▸ **Extracted entries**
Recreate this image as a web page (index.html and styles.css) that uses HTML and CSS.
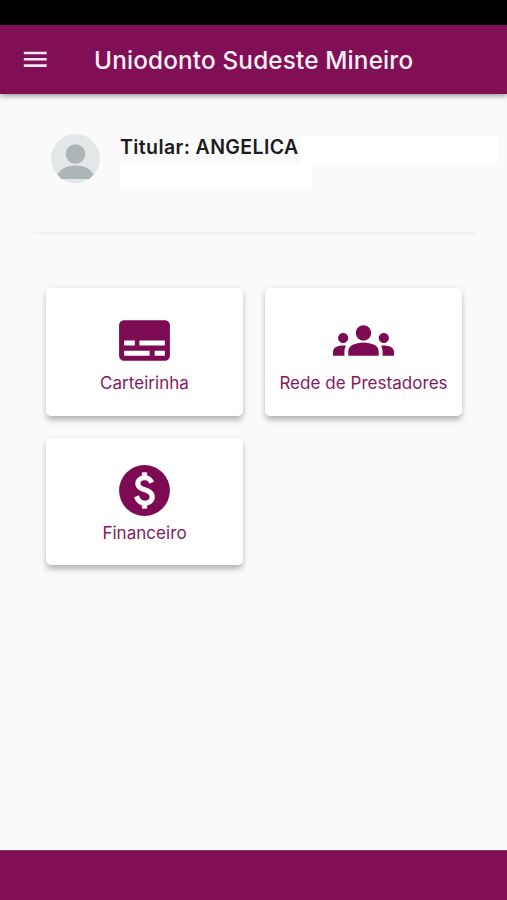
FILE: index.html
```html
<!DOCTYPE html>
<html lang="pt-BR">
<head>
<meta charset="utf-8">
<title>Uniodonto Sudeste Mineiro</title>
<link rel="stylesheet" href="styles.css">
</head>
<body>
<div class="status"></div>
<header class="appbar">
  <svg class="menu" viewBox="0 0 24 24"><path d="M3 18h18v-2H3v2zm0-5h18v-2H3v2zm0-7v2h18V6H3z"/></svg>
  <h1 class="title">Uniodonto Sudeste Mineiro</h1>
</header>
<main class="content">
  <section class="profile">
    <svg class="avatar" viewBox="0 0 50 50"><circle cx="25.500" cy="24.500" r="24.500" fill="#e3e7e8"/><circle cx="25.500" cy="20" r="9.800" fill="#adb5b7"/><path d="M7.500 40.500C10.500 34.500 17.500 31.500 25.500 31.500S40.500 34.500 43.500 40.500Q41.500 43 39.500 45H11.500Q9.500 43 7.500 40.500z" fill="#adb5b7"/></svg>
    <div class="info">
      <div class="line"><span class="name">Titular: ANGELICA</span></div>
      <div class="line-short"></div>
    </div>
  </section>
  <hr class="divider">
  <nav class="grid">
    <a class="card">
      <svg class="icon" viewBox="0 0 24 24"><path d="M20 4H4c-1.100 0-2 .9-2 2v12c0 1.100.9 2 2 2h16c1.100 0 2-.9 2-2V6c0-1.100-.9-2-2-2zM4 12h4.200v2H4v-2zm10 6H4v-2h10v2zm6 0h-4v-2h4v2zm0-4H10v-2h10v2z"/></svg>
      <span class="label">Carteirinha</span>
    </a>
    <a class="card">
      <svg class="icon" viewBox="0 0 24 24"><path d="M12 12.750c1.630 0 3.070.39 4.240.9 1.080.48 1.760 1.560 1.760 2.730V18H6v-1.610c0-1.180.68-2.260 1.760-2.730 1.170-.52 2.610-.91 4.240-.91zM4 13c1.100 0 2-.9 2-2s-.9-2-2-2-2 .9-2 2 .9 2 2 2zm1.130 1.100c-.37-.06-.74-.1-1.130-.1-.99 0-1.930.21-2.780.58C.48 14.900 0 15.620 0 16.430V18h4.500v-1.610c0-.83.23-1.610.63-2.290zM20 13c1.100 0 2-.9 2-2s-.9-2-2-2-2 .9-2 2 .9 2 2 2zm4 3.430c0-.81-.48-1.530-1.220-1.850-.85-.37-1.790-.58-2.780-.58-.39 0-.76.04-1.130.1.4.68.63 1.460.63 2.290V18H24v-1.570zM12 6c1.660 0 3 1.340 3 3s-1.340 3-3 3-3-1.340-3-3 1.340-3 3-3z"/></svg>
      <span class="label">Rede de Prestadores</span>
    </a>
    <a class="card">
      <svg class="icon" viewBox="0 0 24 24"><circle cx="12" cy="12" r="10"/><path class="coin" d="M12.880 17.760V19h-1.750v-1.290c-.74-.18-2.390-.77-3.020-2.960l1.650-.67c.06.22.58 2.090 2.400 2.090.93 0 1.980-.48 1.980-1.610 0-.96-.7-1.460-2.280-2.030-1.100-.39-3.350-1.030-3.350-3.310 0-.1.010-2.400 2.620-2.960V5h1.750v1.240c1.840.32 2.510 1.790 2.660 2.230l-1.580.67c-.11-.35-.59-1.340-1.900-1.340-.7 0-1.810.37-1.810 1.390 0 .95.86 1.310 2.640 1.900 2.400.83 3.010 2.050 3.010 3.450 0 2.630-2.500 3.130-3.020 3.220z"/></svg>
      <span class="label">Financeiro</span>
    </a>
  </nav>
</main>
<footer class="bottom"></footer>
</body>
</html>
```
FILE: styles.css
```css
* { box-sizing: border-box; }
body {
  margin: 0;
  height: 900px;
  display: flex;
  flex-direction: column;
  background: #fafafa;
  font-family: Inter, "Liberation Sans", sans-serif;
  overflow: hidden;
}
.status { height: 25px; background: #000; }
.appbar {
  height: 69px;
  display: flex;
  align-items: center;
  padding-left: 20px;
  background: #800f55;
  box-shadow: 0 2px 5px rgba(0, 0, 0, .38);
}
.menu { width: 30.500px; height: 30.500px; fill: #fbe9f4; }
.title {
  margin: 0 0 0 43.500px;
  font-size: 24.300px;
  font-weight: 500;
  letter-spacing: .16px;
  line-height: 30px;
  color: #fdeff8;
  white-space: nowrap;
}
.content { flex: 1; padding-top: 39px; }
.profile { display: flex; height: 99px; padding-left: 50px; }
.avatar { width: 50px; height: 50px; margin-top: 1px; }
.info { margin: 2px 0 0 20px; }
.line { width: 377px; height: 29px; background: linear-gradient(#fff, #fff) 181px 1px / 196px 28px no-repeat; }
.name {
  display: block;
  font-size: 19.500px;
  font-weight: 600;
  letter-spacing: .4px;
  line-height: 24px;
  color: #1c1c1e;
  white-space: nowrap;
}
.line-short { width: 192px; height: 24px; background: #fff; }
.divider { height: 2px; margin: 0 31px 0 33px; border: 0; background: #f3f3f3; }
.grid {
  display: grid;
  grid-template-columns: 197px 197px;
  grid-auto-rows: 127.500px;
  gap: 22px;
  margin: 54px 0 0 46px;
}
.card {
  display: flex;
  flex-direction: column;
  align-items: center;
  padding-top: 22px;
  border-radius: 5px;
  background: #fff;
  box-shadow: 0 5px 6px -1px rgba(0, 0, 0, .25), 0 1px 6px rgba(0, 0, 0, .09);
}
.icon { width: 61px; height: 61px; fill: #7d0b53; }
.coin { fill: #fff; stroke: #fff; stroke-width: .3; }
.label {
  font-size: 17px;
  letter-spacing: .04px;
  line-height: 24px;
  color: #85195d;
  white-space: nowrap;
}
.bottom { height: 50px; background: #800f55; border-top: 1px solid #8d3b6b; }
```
==
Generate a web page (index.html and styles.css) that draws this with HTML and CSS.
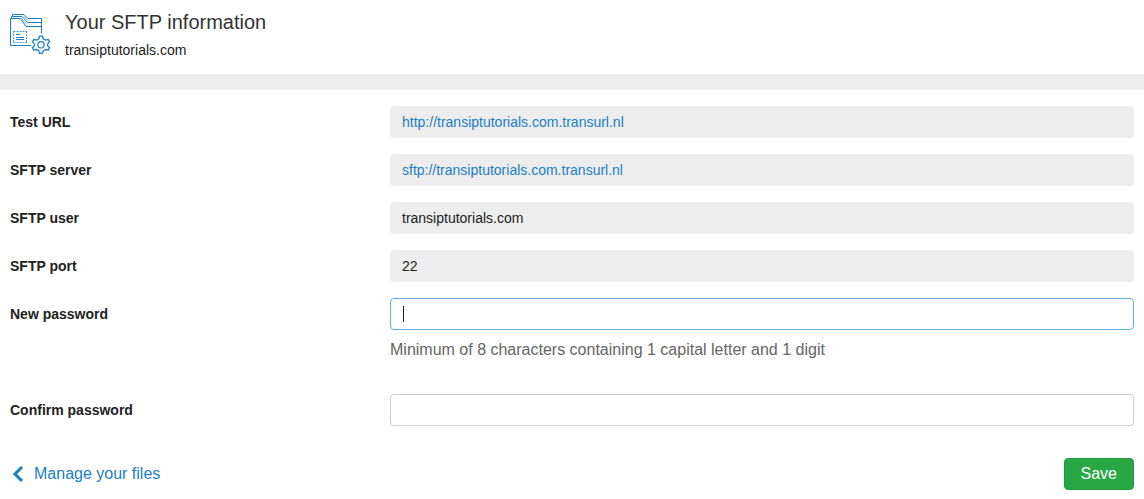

▸ **What you will do**
Pick out the lines that contain "styles" and copy them.

▸ **Full solution**
Recreate this image as a web page (index.html and styles.css) that uses HTML and CSS.
<link rel="stylesheet" href="styles.css">
FILE: styles.css
Generate a web page (index.html and styles.css) that draws this with HTML and CSS.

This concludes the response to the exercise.